Saturday, August 4, 2018

OPINION: Reduce the unneeded 4-star overhead




By DOUGLAS MACGREGOR
Special to Stars and Stripes
Published: July 31, 2018

It’s official. The White House approved the appointment of a new four-star general to lead Army Futures Command. This act raises the total number of four-star generals and admirals on active duty in the U.S. military to 35** — an all-time high for an active-duty force of just more than a million soldiers, sailors, airmen and Marines.

It was not always so. There was a time when fewer four-stars meant more fighting power.

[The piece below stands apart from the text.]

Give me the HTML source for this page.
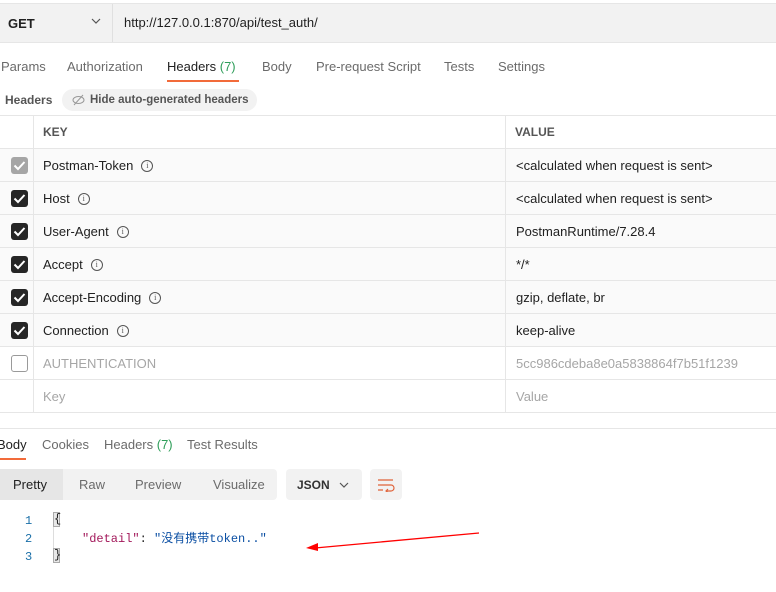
<!DOCTYPE html>
<html><head><meta charset="utf-8"><style>
*{margin:0;padding:0;box-sizing:border-box}
body{width:776px;height:592px;background:#fff;font-family:"Liberation Sans","Noto Sans CJK SC",sans-serif;font-size:13px;color:#212121;position:relative;overflow:hidden}
.a{position:absolute}
.tab{position:absolute;top:59px;color:#6b6b6b;font-size:13px}
.row{position:absolute;left:0;width:776px;height:33px;border-bottom:1px solid #e6e6e6}
.row .k{position:absolute;left:43px;top:9px}
.row .v{position:absolute;left:516px;top:9px}
.row .c{position:absolute;left:11px;top:8px;width:17px;height:17px;border-radius:3px;background:#262626}
.row .c svg{position:absolute;left:2px;top:3px}
.info{display:inline-block;width:12px;height:12px;border:1.2px solid #555;border-radius:50%;font-size:8px;text-align:center;line-height:10px;margin-left:8px;vertical-align:top;margin-top:2px;color:#555;font-family:"Liberation Serif",serif}
.vl{position:absolute;top:115px;width:1px;height:297px;background:#e6e6e6}
</style></head><body>
<div class="a" style="left:0;top:3px;width:776px;height:40px;background:#f2f2f2;border-top:1px solid #e6e6e6;border-bottom:1px solid #e6e6e6"></div>
<div class="a" style="left:112px;top:4px;width:1px;height:38px;background:#e0e0e0"></div>
<div class="a" style="left:8px;top:16px;font-weight:bold;font-size:13px">GET</div>
<svg class="a" style="left:91px;top:18px" width="10" height="7"><path d="M1 1l4 4 4-4" stroke="#555" fill="none" stroke-width="1.2"/></svg>
<div class="a" style="left:124px;top:15px;font-size:13px">http://127.0.0.1:870/api/test_auth/</div>
<div class="tab" style="left:1px">Params</div>
<div class="tab" style="left:67px">Authorization</div>
<div class="tab" style="left:167px;color:#212121">Headers <span style="color:#2f9e5a">(7)</span></div>
<div class="a" style="left:167px;top:80px;width:72px;height:2px;background:#f26b3a"></div>
<div class="tab" style="left:262px">Body</div>
<div class="tab" style="left:316px">Pre-request Script</div>
<div class="tab" style="left:444px">Tests</div>
<div class="tab" style="left:498px">Settings</div>
<div class="a" style="left:5px;top:93px;color:#555;font-weight:bold;font-size:12px">Headers</div>
<div class="a" style="left:62px;top:89px;width:195px;height:22px;border-radius:11px;background:#f2f2f2"></div>
<svg class="a" style="left:72px;top:94px" width="13" height="12"><ellipse cx="6.5" cy="6" rx="5.5" ry="3.5" stroke="#999" fill="none"/><path d="M2 11L11 1" stroke="#999"/></svg>
<div class="a" style="left:90px;top:94px;color:#555;font-weight:bold;font-size:11.5px">Hide auto-generated headers</div>
<div class="a" style="left:0;top:115px;width:776px;height:1px;background:#e6e6e6"></div>
<div class="row" style="top:115px;height:34px"><div class="a" style="left:43px;top:10px;color:#555;font-weight:bold;font-size:12px">KEY</div><div class="a" style="left:515px;top:10px;color:#555;font-weight:bold;font-size:12px">VALUE</div></div>
<div class="row" style="top:149px;background:#fafafa"><div class="c" style="background:#a6a6a6"><svg width="13" height="11"><path d="M1.5 5.5l3.5 3.5 6.5-7" stroke="#fff" stroke-width="2" fill="none"/></svg></div><div class="k">Postman-Token<span class="info">i</span></div><div class="v">&lt;calculated when request is sent&gt;</div></div>
<div class="row" style="top:182px;background:#fafafa"><div class="c"><svg width="13" height="11"><path d="M1.5 5.5l3.5 3.5 6.5-7" stroke="#fff" stroke-width="2" fill="none"/></svg></div><div class="k">Host<span class="info">i</span></div><div class="v">&lt;calculated when request is sent&gt;</div></div>
<div class="row" style="top:215px;background:#fafafa"><div class="c"><svg width="13" height="11"><path d="M1.5 5.5l3.5 3.5 6.5-7" stroke="#fff" stroke-width="2" fill="none"/></svg></div><div class="k">User-Agent<span class="info">i</span></div><div class="v">PostmanRuntime/7.28.4</div></div>
<div class="row" style="top:248px;background:#fafafa"><div class="c"><svg width="13" height="11"><path d="M1.5 5.5l3.5 3.5 6.5-7" stroke="#fff" stroke-width="2" fill="none"/></svg></div><div class="k">Accept<span class="info">i</span></div><div class="v">*/*</div></div>
<div class="row" style="top:281px;background:#fafafa"><div class="c"><svg width="13" height="11"><path d="M1.5 5.5l3.5 3.5 6.5-7" stroke="#fff" stroke-width="2" fill="none"/></svg></div><div class="k">Accept-Encoding<span class="info">i</span></div><div class="v">gzip, deflate, br</div></div>
<div class="row" style="top:314px;background:#fafafa"><div class="c"><svg width="13" height="11"><path d="M1.5 5.5l3.5 3.5 6.5-7" stroke="#fff" stroke-width="2" fill="none"/></svg></div><div class="k">Connection<span class="info">i</span></div><div class="v">keep-alive</div></div>
<div class="row" style="top:347px"><div class="c" style="background:#fff;border:1px solid #9a9a9a"></div><div class="k" style="color:#a6a6a6">AUTHENTICATION</div><div class="v" style="color:#a6a6a6">5cc986cdeba8e0a5838864f7b51f1239</div></div>
<div class="row" style="top:380px"><div class="k" style="color:#a6a6a6">Key</div><div class="v" style="color:#a6a6a6">Value</div></div>
<div class="vl" style="left:33px"></div>
<div class="vl" style="left:505px"></div>
<div class="a" style="left:0;top:428px;width:776px;height:1px;background:#e6e6e6"></div>
<div class="a" style="left:-3px;top:437px;color:#212121">Body</div>
<div class="a" style="left:0;top:458px;width:26px;height:2px;background:#f26b3a"></div>
<div class="a" style="left:42px;top:437px;color:#6b6b6b">Cookies</div>
<div class="a" style="left:104px;top:437px;color:#6b6b6b">Headers <span style="color:#2f9e5a">(7)</span></div>
<div class="a" style="left:187px;top:437px;color:#6b6b6b">Test Results</div>
<div class="a" style="left:0;top:469px;width:277px;height:31px;background:#f2f2f2;border-radius:0 4px 4px 0"></div>
<div class="a" style="left:0;top:469px;width:63px;height:31px;background:#e6e6e6"></div>
<div class="a" style="left:13px;top:477px">Pretty</div>
<div class="a" style="left:79px;top:477px;color:#6b6b6b">Raw</div>
<div class="a" style="left:135px;top:477px;color:#6b6b6b">Preview</div>
<div class="a" style="left:213px;top:477px;color:#6b6b6b">Visualize</div>
<div class="a" style="left:286px;top:469px;width:76px;height:31px;background:#f2f2f2;border-radius:4px"></div>
<div class="a" style="left:297px;top:478px;font-weight:bold;font-size:12px;color:#333">JSON</div>
<svg class="a" style="left:339px;top:482px" width="10" height="7"><path d="M1 1l4 4 4-4" stroke="#555" fill="none" stroke-width="1.2"/></svg>
<div class="a" style="left:370px;top:469px;width:32px;height:31px;background:#f2f2f2;border-radius:4px"></div>
<svg class="a" style="left:377px;top:478px" width="18" height="14"><path d="M1 2h15M1 7h13a3 3 0 0 1 0 6h-4M1 12h5M11 11l-2 2 2 2" stroke="#e0633a" fill="none" stroke-width="1.2"/></svg>
<div class="a" style="left:53px;top:512px;width:1px;height:50px;background:#ddd"></div>
<div class="a" style="font-family:'Liberation Mono','Noto Sans CJK SC',monospace;font-size:12px;left:25px;top:512px;color:#1a6fa8;line-height:18px">1<br>2<br>3</div>
<div class="a" style="left:53px;top:512px;width:7px;height:15px;border:1px solid #aaa;background:#e8e8e8;font:12px 'Liberation Mono';line-height:13px">{</div>
<div class="a" style="left:53px;top:548px;width:7px;height:15px;border:1px solid #aaa;background:#e8e8e8;font:12px 'Liberation Mono';line-height:13px">}</div>
<div class="a" style="font-family:'Liberation Mono','Noto Sans CJK SC',monospace;font-size:12px;left:82px;top:529px"><span style="color:#a3195b">"detail"</span>: <span style="color:#0b4fa3">"没有携带token.."</span></div>
<svg class="a" style="left:300px;top:528px" width="185" height="26"><path d="M179 5L15 20" stroke="#f00" stroke-width="1.3"/><path d="M6 20l12-5 0 8z" fill="#f00"/></svg>
</body></html>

From March 1942 to April 1945 when Gen. George C. Marshall was responsible for 8.3 million soldiers and airmen serving in nine theaters of war, Marshall managed to do his job with the assistance of only three other four-star generals: Douglas MacArthur, Henry “Hap” Arnold and Dwight Eisenhower. Some readers may wonder how 8.2 million soldiers and airmen could fight and win the largest and most destructive war in human history under the command and control of only four four-star generals.

One reason was Marshall’s grasp of Winston Churchill’s maxim that, “Failure in war is most often the absence of one directing mind and commanding will.” Marshall knew from experience with failed attempts to reform the U.S. Army during the interwar period that more four-stars promised exhausting debates about desperately needed changes in the Army’s organization; the implementation of new warfighting methods and reductions in the Army’s command echelons. For anything to change and change quickly, Marshall had to take control.

When Marshall received the executive order from President Franklin D. Roosevelt in February 1942 authorizing him to reorganize the War Department, Marshall acted swiftly to make the Army staff in the Pentagon more manageable and responsive. Marshall said the staff of 700 officers had become “a huge, bureaucratic, red tape-ridden, operating agency. It slowed down everything.” Marshall removed 600 officers, reducing the staff to 122.

During the war, Marshall demanded selfless service from his generals and penalized those who put their personal ambitions ahead of the nation’s needs. When World War II ended, Marshall promoted younger men and retired older men despite their wartime service and experience.

Marshall always spoke frankly to Roosevelt, who usually deferred to Marshall’s judgment on military matters. Though they did occasionally disagree, very few people knew it.

Things have changed. Since 2001, a host of four-stars supported by enormous staffs of officers and contractors have set the strategic agendas for three presidential administrations. In the end, all of the “celebrity” four-stars in Iraq and Afghanistan argued for the same solution: billions of dollars and more troops. They received both and failed to deliver any strategic benefit to the American people.

The Defense Department needs a new business model. If famed management consultant Peter Drucker were here to counsel the president, he would say, “Too many four-stars means too many meetings, too many competing agendas and too little accountability for a force with too few soldiers, sailors, airmen and Marines that can actually fight.” It’s time for President Donald Trump to consider his options, because he really has only three courses of action:

1) Do nothing. Like Presidents George W. Bush and Barack Obama, let the 35 four-stars and the service bureaucracies set the strategic agenda.

2) Convene a commission of the usual “inside the Beltway” suspects — Beltway consultants, Ivy League academics, retired four-stars, ex-senators and former service secretaries — to study the problem and submit a lengthy report in two years.

3) Select a new secretary of defense; a strong, decisive leader, a leader who (like Marshall) will compel unity of effort by reducing the unneeded four-star overhead; a secretary without personal attachment to the services who understands that American forces organized for the past will be defeated in the future.

To be fair, Marshall had some advantages over today’s four-stars. Marshall never pretended to be a “warrior-scholar.” Marshall did not contend with an industry of pseudo experts and pundits from Washington think tanks, eager to write articles for publication on his behalf. His greatest advantage may well have been his ignorance of the science of PowerPoint briefings.

Today, there is no one like Marshall in the senior ranks. As a result, the sooner Trump heeds the advice of Drucker and changes the four-star business model with a new secretary of defense, the sooner he — not the 35 four-stars — will set the strategic agenda.

Douglas Macgregor is a retired U.S. Army colonel, a combat veteran, and the author of five books, including “Margin of Victory.”